Yaka: Sim, queremos uma representação em Cruzeiro do Sul. Estamos em conversa com o Poe (também professor, do Povo Puyanawa, em Mâncio Lima). Hoje existe a coordenação regional da Funai no Juruá, bem como o DSEI Alto Juruá, e uma parte importante do movimento indígena. Também pensamos em realizar um encontro no Juruá.
V: Como você avalia, politicamente falando, o fato de o governador ter tomado essa iniciativa da recriação da Sepi, tendo em vista as suas posições políticas?
Yaka: Acho que o governador é como eu. Não sou filiada a nenhum partido político. Votei no Lula. Mas o que eu acredito de verdade é no trabalho e na gestão. Por outro lado, o governador Gladson mudou muito sua visão sobre as questões ambientais e indígenas, podemos dizer que evoluiu na medida em que ele participou das agendas. Neste segundo mandato sua visão sobre o tema é outra e o que ele quer é trabalhar sem olhar para quem, o que vale no caso dessas políticas destinadas às populações indígenas.

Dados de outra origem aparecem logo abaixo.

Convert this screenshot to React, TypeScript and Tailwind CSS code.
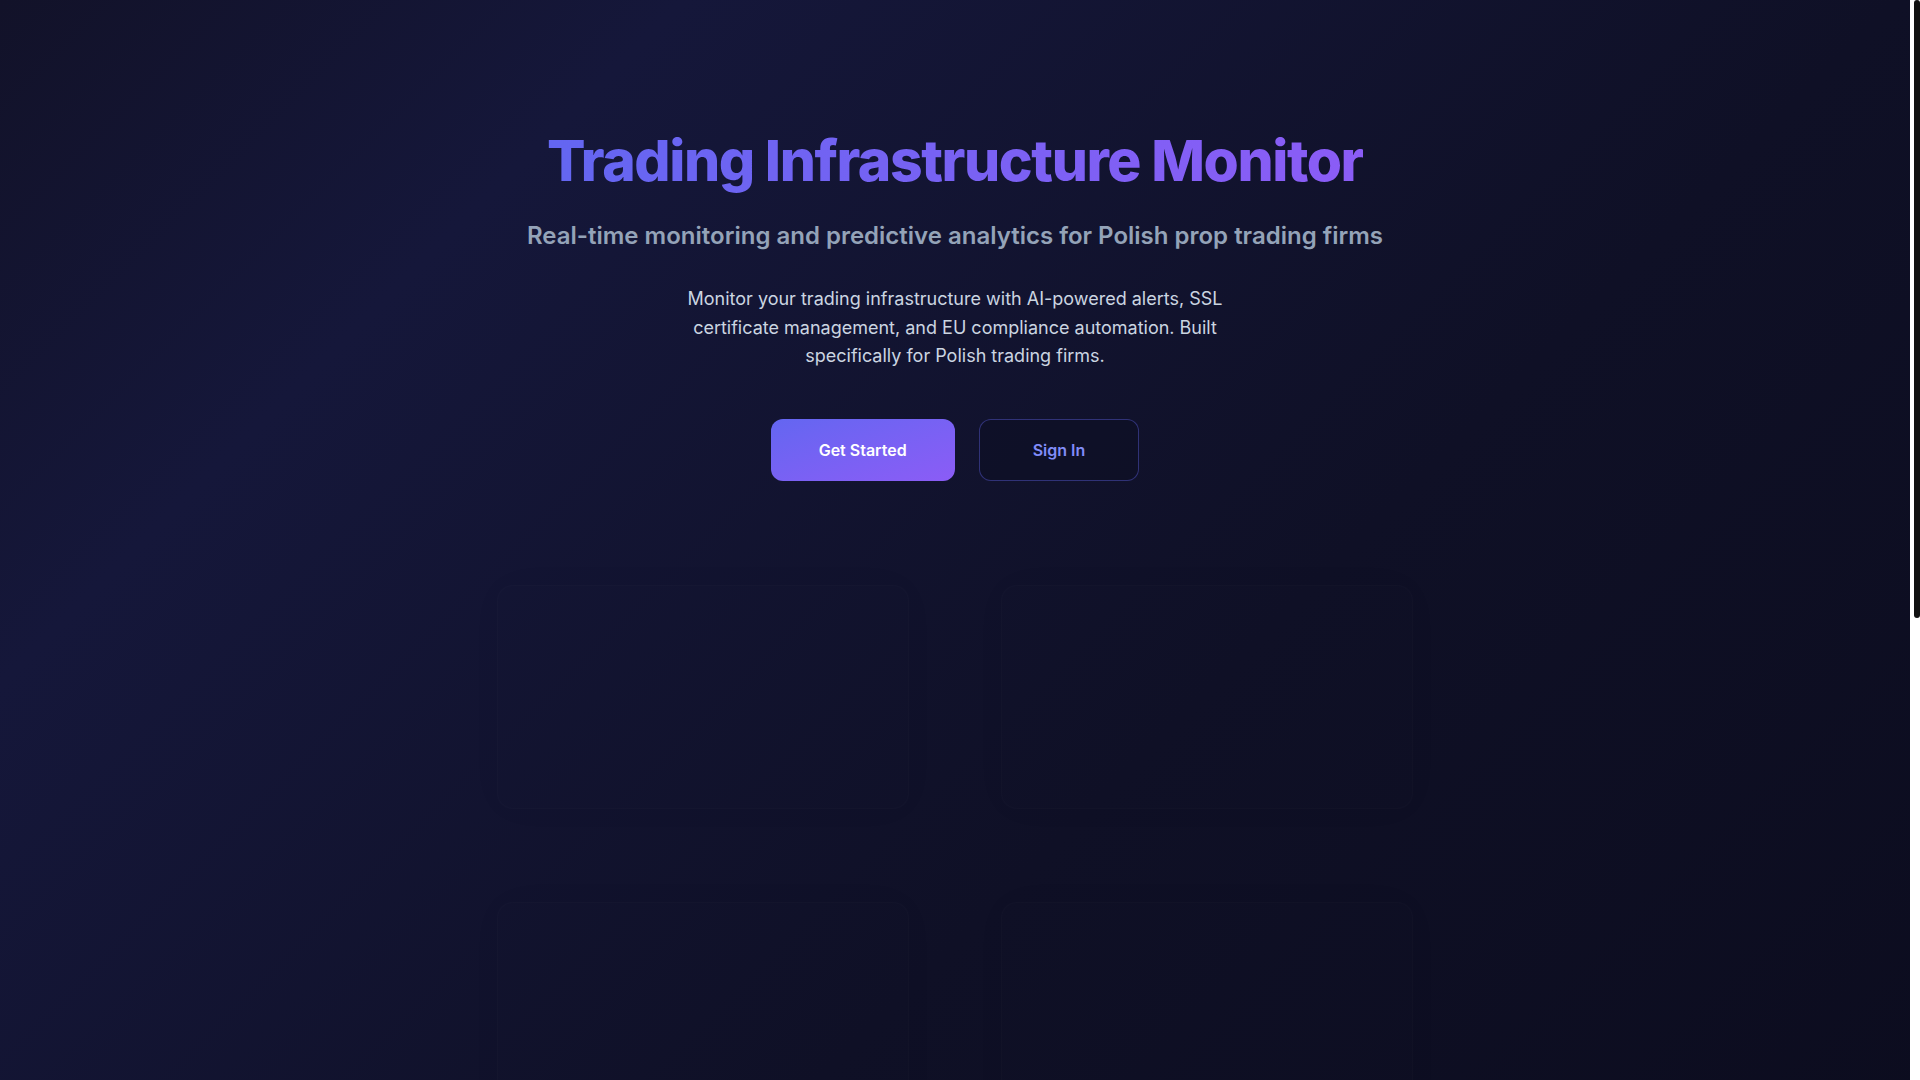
import React from 'react';

const cards = Array.from({ length: 8 }, (_, i) => i);

// classic scrollbar as in the reference: white track, dark thumb
function ScrollIndicator() {
  return (
    <div className="fixed right-0 top-0 h-screen w-[10px] bg-white">
      <div className="ml-[4px] h-[618px] w-[6px] rounded-full bg-[#111111]" />
    </div>
  );
}

export default function App() {
  return (
    <div className="pr-[10px]" style={{ fontFamily: 'Inter, "Noto Sans", sans-serif' }}>
      <main className="h-[1887px] bg-[linear-gradient(135deg,#121229_0%,#15173a_18%,#0f1026_50%,#0a0a1a_100%)]">
        <section className="flex flex-col items-center pt-[126px] text-center">
          <h1 className="bg-gradient-to-r from-[#6366f1] to-[#8b5cf6] bg-clip-text text-[57px] font-extrabold leading-[70px] tracking-tight text-transparent">
            Trading Infrastructure Monitor
          </h1>
          <p className="mt-6 text-2xl font-semibold text-[#94a3b8]">
            Real-time monitoring and predictive analytics for Polish prop trading firms
          </p>
          <p className="mt-[33px] max-w-xl text-lg leading-[28.5px] text-[#cbd5e1]">
            Monitor your trading infrastructure with AI-powered alerts, SSL certificate management, and EU
            compliance automation. Built specifically for Polish trading firms.
          </p>
          <div className="mt-12 flex gap-6">
            <button className="flex h-[62px] items-center rounded-xl bg-gradient-to-br from-[#6366f1] to-[#8b5cf6] px-12 text-base font-semibold text-white">
              Get Started
            </button>
            <button className="flex h-[62px] items-center rounded-xl border border-[#6366f1]/40 bg-[#0c0d22]/50 px-[53px] text-base font-semibold text-[#818cf8]">
              Sign In
            </button>
          </div>
        </section>

        {/* feature cards, still mid fade-in */}
        <section className="mx-auto mt-[104px] grid w-[916px] grid-cols-2 gap-x-[92px] gap-y-[93px] opacity-[0.02]">
          {cards.map((i) => (
            <div
              key={i}
              className="h-[224px] rounded-2xl border border-white/50 bg-white/10 shadow-[0_0_40px_rgba(0,0,0,0.9)]"
            />
          ))}
        </section>
      </main>
      <ScrollIndicator />
    </div>
  );
}
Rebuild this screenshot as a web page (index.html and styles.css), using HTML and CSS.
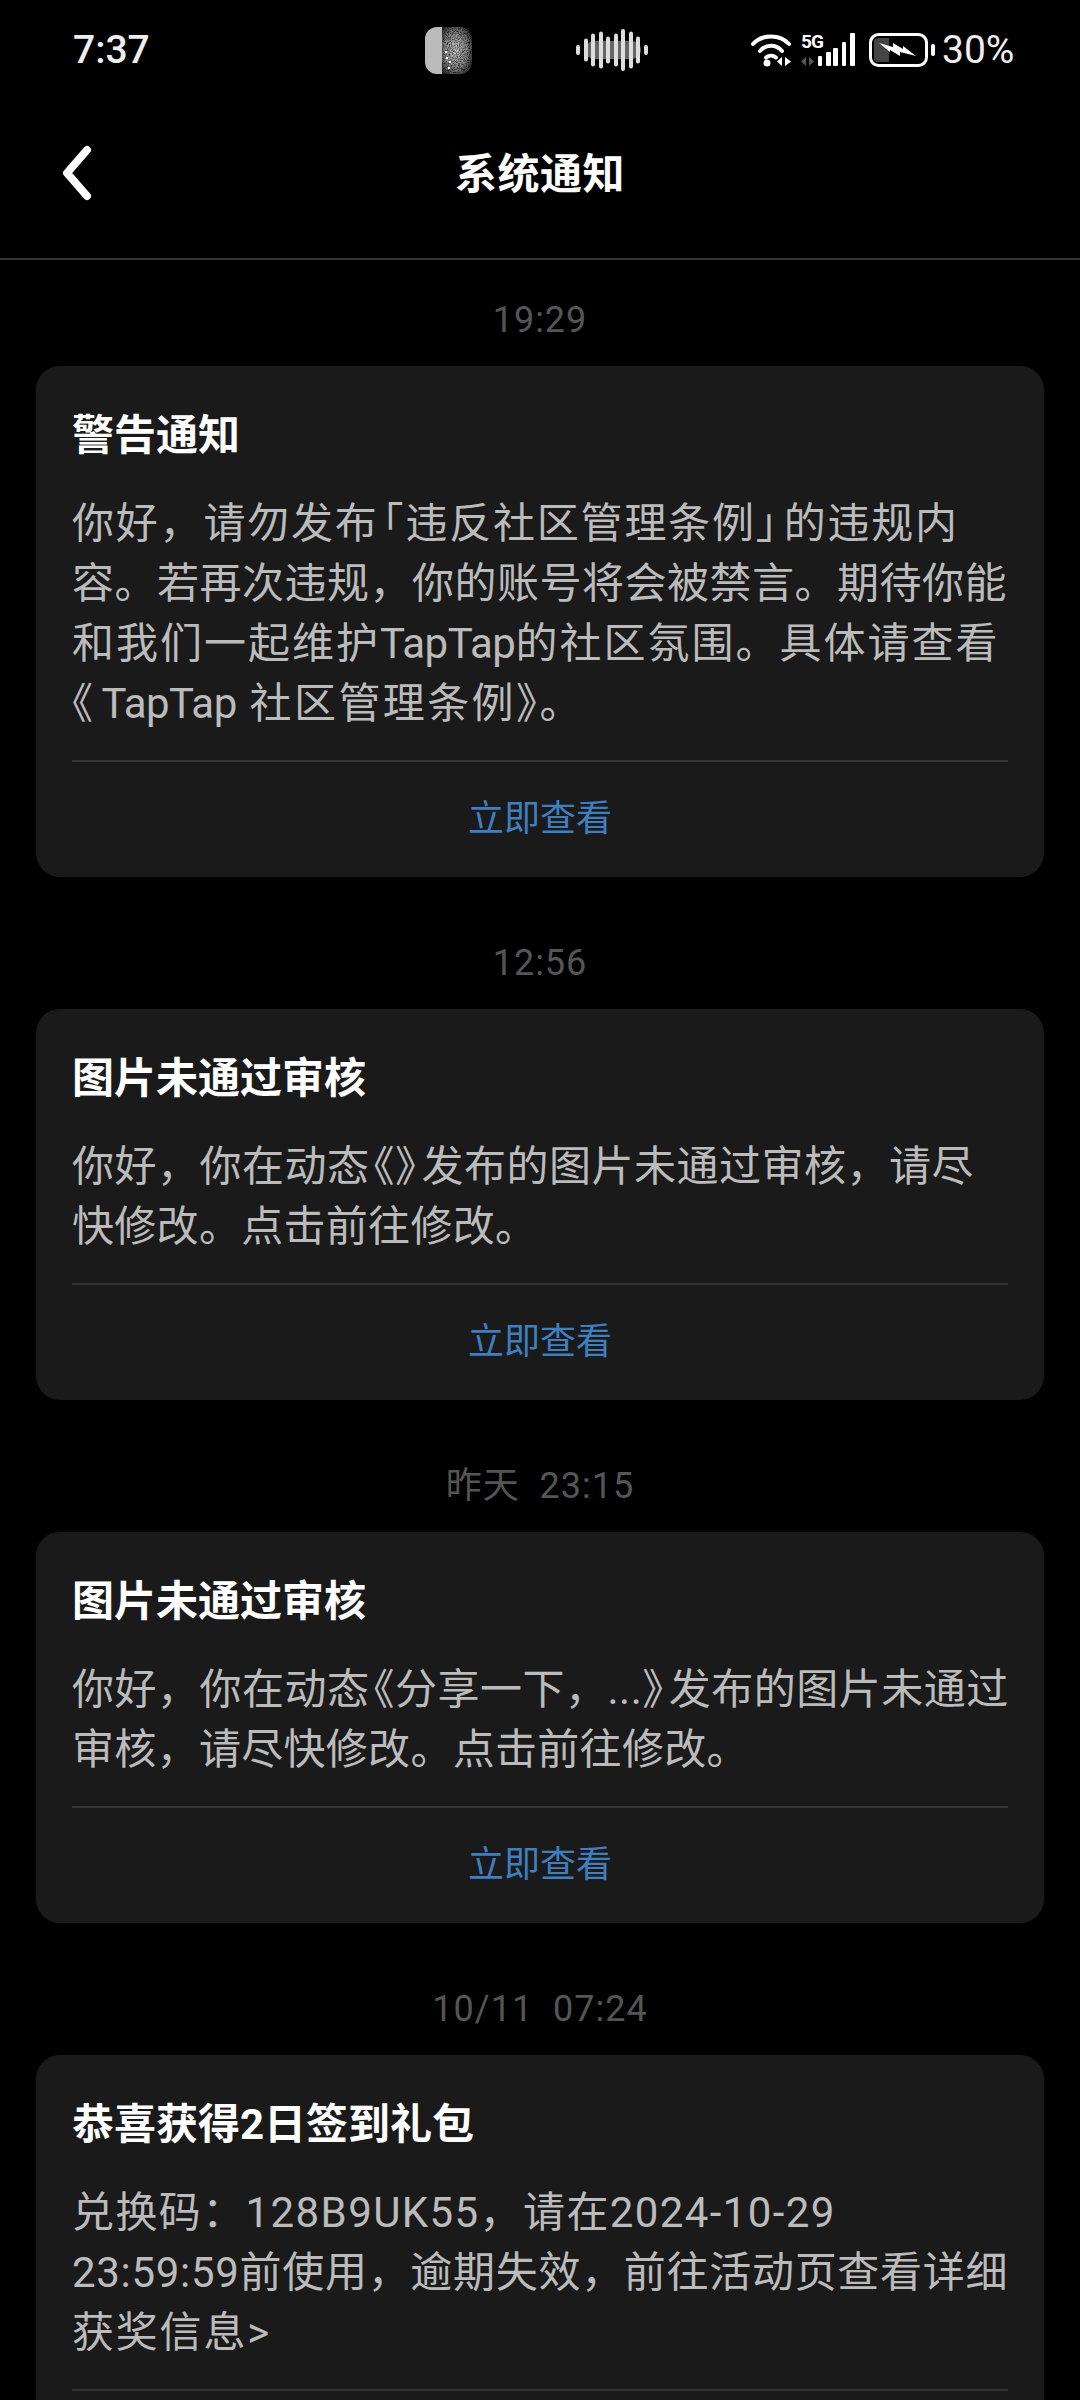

*Uma curiosidade: Yaka Shawadawa teve participação no filme premiado do diretor Sergio Carvalho: Noites Alienígenas, na qual interpreta a mãe de um jovem indígena. No filme, Yaka nos brinda com um cântico de seu povo: Shawadawa – cuja Terra Indígena está situada às margens do rio Cruzeiro do Vale, município de Porto Walter, no Vale do Juruá.